Lokasi parkir dan senyuman adalah bagian dari layanan. Bukan itu yang dijual oleh perusahaan. Tapi itu menjadi penentu keputusan pelanggan.
Dan sebaliknya, kita bisa jadi belanja suatu produk, hanya karena parkir yang lapang dan mudah, serta sambutan yang ramah. Dan biaya peningkatan layanan ini akan terbayar dengan didapatkannya pelanggan yang loyal. Pelanggan setia.
Peningkatan loyalitas pelanggan sejatinya akan memberikan efesiensi lanjutan. Mendapatkan pelanggan baru, lebih mahal dibandingkan menjaga pelanggan lama.
Selain itu, dengan layanan prima, pangsa pasar meningkat. Peningkat pangsa pasar akan menurunkan biaya per unit barang.
Selain sebagai pembeda (diferensiasi), layanan juga menjadi suatu pemenuhan atas ekspektasi/harapan pelanggan. Tidak hanya sebelum pembelian, tapi juga setelah pembeliannya. Pelanggan menginginkan “keep in touch” (Tetap terhubung) dengan brand yang dibelinya.
Layanan juga dapat sebagai obat. Jika dilakukan dengan benar. Obat dari kekecewaan atas transaksi atau produk yang dilakukan. Hanya layanan yang dapat mengobati kekecewaan. Yang terkadang bisa tanpa biaya.
(WS)
Layanan Pembeda
Seri-2, Memberi Layanan

Industri saat ini begitu terbuka. Nyaris tanpa sekat. Dengan rentang kualitas produk yang lebar. Terkadang sulit membedakannya. Kualitas terbaik tentu tetap mendapatkan perhatian. Kemudian keterjangkauan harga menjadi pertimbangan. Akhirnya value bagi pelanggan yang menentukan.
Pada level kualitas yang sama, brand sebagai pembeda awal. Harga sebagai penilai. Dan layanan yang secara tidak langsung menjadi pertimbangan pelanggan untuk meneruskan pembelian, melakukan permintaan ulang, atau akan merekomendasikan kepada kawan.

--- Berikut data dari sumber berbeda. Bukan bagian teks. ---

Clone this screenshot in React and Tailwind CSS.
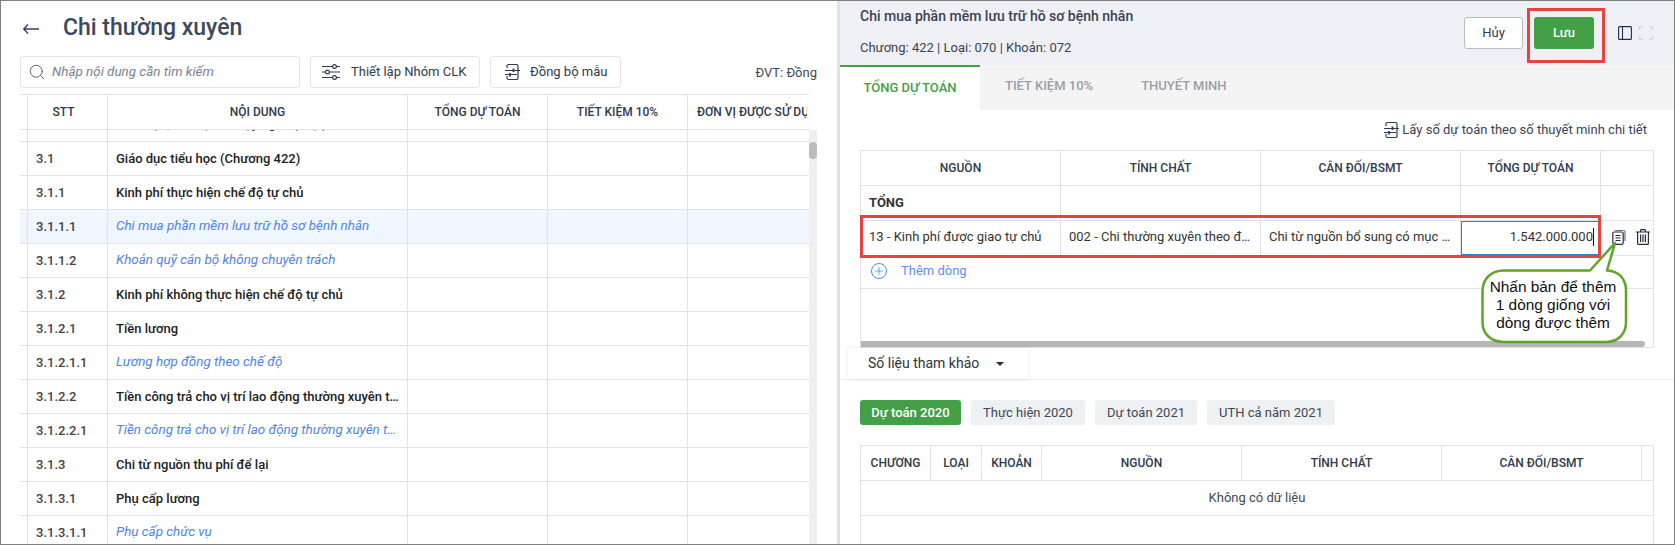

“Penjualnya enak, ramah. Respons cepat”.
“Kalau ada masalah setelah pembelian, tanggapannya cepat”.
“Kita didampingi saat pemupukan pertama”.
Itu hal yang kerap terdengar dari pelanggan yang puas dengan layanan. Dan itu menjadi pembeda dengan produk dan perusahaan sejenis.
Pelanggan akan mengingat hal positif dari penjual. Terutama layanan setelah transaksi dilakukan. Pelanggan akan memberikan rekomendasi yang menghasilkan “getok tular” (Word of mouth) kepada calon pelanggan lain. Rekomendasi yang positif.
Layanan memang bukan hal yang secara langsung melekat di produk. Namun ia menyertainya dan tidak bisa lepas darinya. Mengapa? Karena produk tidak bisa hadir kepada pelanggan dengan sendirinya. Ada serangkai aktivitas. Karena itu layanan tidak bisa lepas dari tugas seorang penjual.
Tidak ada dalam kamus penjualan: “soal komplain, layanan, bukan urusan saya”. Bahkan layanan adalah hal yang harus ditampilkan pertama oleh penjual (salesman), organisasi dan perusahaan. Tampilan, komunikasi, penanganan keluhan, merupakan bagian dari layanan. Karena itu saya tertarik mempelajarinya lebih detail. Dan membagikan kepada pembaca.